In the decision and order, technically a "memorandum opinion", Lamberth makes much of only one of the provisions of law governing the Marshals Service, 28 U.S.C. Sec. 564, when in fact there are a series of such provisions, running from 28 U.S.C. Secs. 561 through 569, several of which are relevant (as Arthur has discussed). But that particular provision seems to me one of the least applicable to the question of the Marshals Service's authority to honor immigration warrants:
Powers as sheriff. United States marshals, deputy marshals and such other officials of the Service as may be designated by the Director, in executing the laws of the United States within a State, may exercise the same powers which a sheriff of the State may exercise in executing the laws thereof.
Keep in mind that the actual controversy at hand had to do with aliens arrested in the District of Columbia (D.C.), not within the boundaries of any state. Even most grade-school children realize that D.C., our nation's capital, is a federal district. When marshals make arrests or hold prisoners for violation of D.C. statutes, they do so only because Congress has extended to the city government the privilege of self-rule. Were Congress to pull that authority — which would be within its plenary power to do — it would be Congress itself making the laws for the jurisdiction.

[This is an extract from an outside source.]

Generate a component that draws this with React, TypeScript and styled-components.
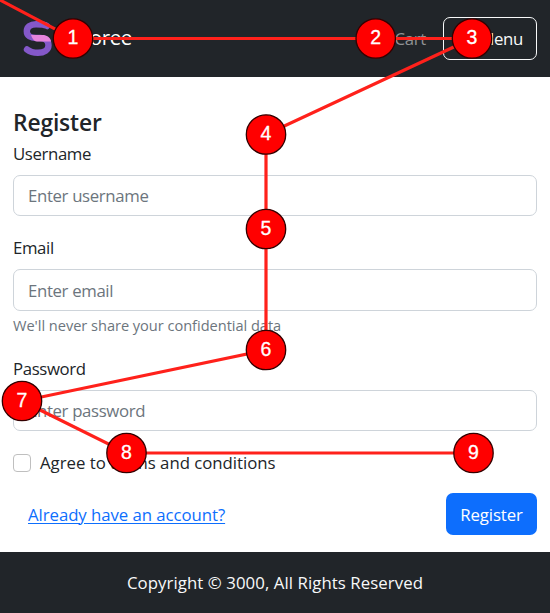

Thus, Judge Lamberth has curiously asserted that deputy U.S. marshals, federal officers of the executive branch, are barred from cooperating with agents of Immigration and Customs Enforcement (ICE), other federal officers of the executive branch, in a uniquely federal jurisdiction. None of this has anything to do with deputy marshals acting as sheriffs in a state jurisdiction.
But that is not the only fly in the ointment of Judge Lamberth's logic. He seems to object to the fact that immigration warrants are civil/administrative in nature. Such a warrant, in his view, "is not a true warrant, as it is not issued by an independent judicial officer; instead, it is issued by an ICE agent, causing concerns about a lack of neutrality." As I've noted before, Congress in its wisdom created an alternate system of due process for aliens (which is entirely within its constitutional prerogative) because it recognized that procuring immigration warrants via the judiciary would a) be an inappropriate standard given that expulsion proceedings are not criminal in nature; and b) hold the very real risk of putting the entire federal judicial system into paralysis because of the volume of immigration arrests made every year. Requiring judicial warrants would in short order preclude the possibility of federal judges going about their own "primary mission" (a phrase the judge finds objectionable) of adjudicating cases.
It's also ironic that Judge Lamberth discounts the legitimacy of immigration warrants simply because they are not issued by judicial officers — because they are specifically provided for under federal law. Here is the relevant portion of 8 U.S.C. Sec. 1226:
Apprehension and detention of aliens. (a) Arrest, detention, and release. On a warrant issued by the Attorney General, an alien may be arrested and detained pending a decision on whether the alien is to be removed from the United States.
Using the judge's logic, we might equally question the legitimacy of warrants, or any other legal processes, issued by federal magistrates — because they, too, are statutory creations. They are not Article III judges created by the U.S. Constitution. U.S. magistrates only exist because Congress (the same Congress that created the mechanism for issuing immigration warrants) passed a series of laws (28 U.S.C. Secs. 631 through 639) authorizing them. 28 U.S.C. Sec. 631, says in pertinent part:
Appointment and tenure. (a) The judges of each United States district court and the district courts of the Virgin Islands, Guam, and the Northern Mariana Islands shall appoint United States magistrate judges in such numbers and to serve at such locations within the judicial districts as the Judicial Conference may determine under this chapter.
Note that magistrates are appointed by the judges themselves. They do not go through a Senate advice-and-consent process, as the Constitution requires that Article III judges must. What's more, their legal authorities are carefully circumscribed by 28 U.S.C. Sec. 636 ("Jurisdiction, powers, and temporary assignment").
I raise the fact that magistrates came into existence solely because of congressional enactment because it was subsequent to a decision by a magistrate that a particular illegal alien was not a flight risk — in relation to his criminal proceeding in District of Columbia Superior Court — that the Marshals Service honored the immigration warrant and detainer and passed him into custody of the ICE agents, which in turn led to the lawsuit, and in turn again led to Judge Lamberth's ruling.
In sum, Judge Lamberth seems to have gone beyond the boundaries of judicial neutrality himself — the very judicial neutrality that he has made so much of in his memorandum order — by picking and choosing which federal statutes merit obeisance and which do not.
A part of me sincerely hopes that the D.C. Circuit Court of Appeals makes the error of siding with Judge Lamberth because I can think of few fact circumstances in which the odds are better stacked for the federal government to prevail before the Supreme Court. It's an important issue and, as Arthur so sagely noted, "The attorney general should seize that opportunity."